7. Deployment and lifecycle

  1. Install: scripts/deploy.sh rsyncs the repo to unitree@<ROBOT_IP>:~/Saqr/ and runs pip install -e . inside the robot's saqr conda env.
  2. Enable: sudo systemctl enable --now saqr-bridge.
  3. Runtime: bridge.py → TtsMaker("Saqr is running.
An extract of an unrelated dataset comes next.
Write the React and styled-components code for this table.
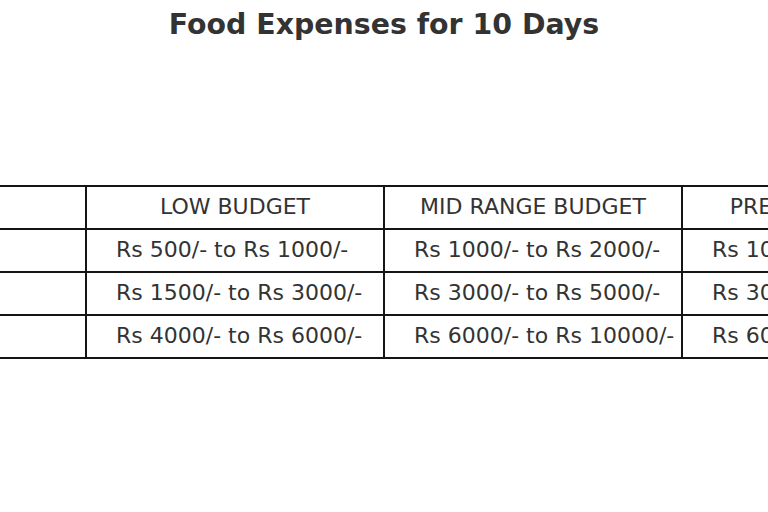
import styled, { createGlobalStyle } from "styled-components";

const GlobalStyle = createGlobalStyle`
  html, body {
    margin: 0;
    padding: 0;
    background: #ffffff;
    overflow: hidden;
  }
  body {
    font-family: "DejaVu Sans", "Liberation Sans", sans-serif;
    color: #333333;
  }
`;

const columns = ["", "LOW BUDGET", "MID RANGE BUDGET", "PREMIUM BUDGET"];

const rows = [
  ["Breakfast", "Rs 500/- to Rs 1000/-", "Rs 1000/- to Rs 2000/-", "Rs 10000/- and above"],
  ["Lunch", "Rs 1500/- to Rs 3000/-", "Rs 3000/- to Rs 5000/-", "Rs 30000/- and above"],
  ["Dinner", "Rs 4000/- to Rs 6000/-", "Rs 6000/- to Rs 10000/-", "Rs 60000/- and above"],
];

const App = () => {
  return (
    <Page>
      <GlobalStyle />
      <Title>Food Expenses for 10 Days</Title>
      <TableArea>
        <Table>
          <colgroup>
            {columns.map((c, i) => (
              <col key={i} />
            ))}
          </colgroup>
          <thead>
            <tr>
              {columns.map((c, i) => (
                <HeadCell key={i}>{c}</HeadCell>
              ))}
            </tr>
          </thead>
          <tbody>
            {rows.map((row, r) => (
              <tr key={r}>
                {row.map((cell, i) => (
                  <Cell key={i}>{cell}</Cell>
                ))}
              </tr>
            ))}
          </tbody>
        </Table>
      </TableArea>
    </Page>
  );
};

export default App;

const Page = styled.div`
  width: 768px;
  height: 512px;
  overflow: hidden;
`;

const Title = styled.h1`
  margin: 8px 0 0;
  font-size: 28.4px;
  line-height: 34px;
  font-weight: 700;
  text-align: center;
  color: #333333;
`;

const TableArea = styled.div`
  display: flex;
  justify-content: center;
  margin-top: 143px;
  width: 768px;
`;

const Table = styled.table`
  flex: none;
  width: 1192px;
  table-layout: fixed;
  border-collapse: collapse;
  col {
    width: 298px;
  }
  tr {
    height: 43px;
  }
`;

const HeadCell = styled.th`
  border: 2px solid #151515;
  padding: 0 0 3px;
  font-size: 22px;
  font-weight: 400;
  text-align: center;
  white-space: nowrap;
  color: #333333;
`;

const Cell = styled.td`
  border: 2px solid #151515;
  padding: 0 0 2px 29px;
  font-size: 22px;
  text-align: left;
  white-space: nowrap;
  color: #333333;
`;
Press R2 plus X to start.") → idle.
  4. Trigger: operator presses R2+X → subprocess spawns.
  5. Stop: operator presses R2+Y → subprocess gets SIGINT, bridge announces "Saqr deactivated.", returns to idle.
  6. Reboot: systemd auto-restarts the bridge with Restart=on-failure.
  7. Logs: journalctl -u saqr-bridge + logs/*.log + runtime/runs/<timestamp>/events.csv.

8. Plan & open threads

Short list — things that would materially improve reliability if picked up next:

Area What Why
Audio + arm Serialise (audio done → arm) Eliminates the ~50 % dropout on safety alerts
Detection Per-identity cooldown, not per-track-id Track-ID churn currently re-triggers the alert for the same person
Robustness Boot-time self-check Surface camera/DDS/model/motion issues before the first event, not during
Observability Rotate logs/, add logs/events.jsonl Audit trail + disk safety
UX Short-phrase fallback when audio drops The arm still moves even when audio fails; user sees gesture but hears nothing
Testing Mock RobotController for bridge unit tests Today the bridge is only tested end-to-end on the robot

9. Glossary

  • G1 / Unitree G1 — humanoid platform this runs on.
  • DDS — Data Distribution Service, Cyclone DDS v0.10.2, the pub/sub bus used by the Unitree SDK.
  • rt/lowstate — robot state topic; carries wireless remote bits.
  • rt/arm_sdk — 60 Hz arm joint command topic used by the teach-and-replay path.
  • AudioClient / G1ArmActionClient — Unitree SDK service clients that wrap DDS RPC.
  • TtsMaker — firmware text-to-speech RPC.
  • PlayStream — firmware PCM-chunk playback RPC.
  • rc=3104 — firmware-level "device busy" error returned by audio RPCs when the audio bus is held by another consumer.
  • PPE — Personal Protective Equipment (helmet, vest, boots, gloves, goggles in this project's dataset).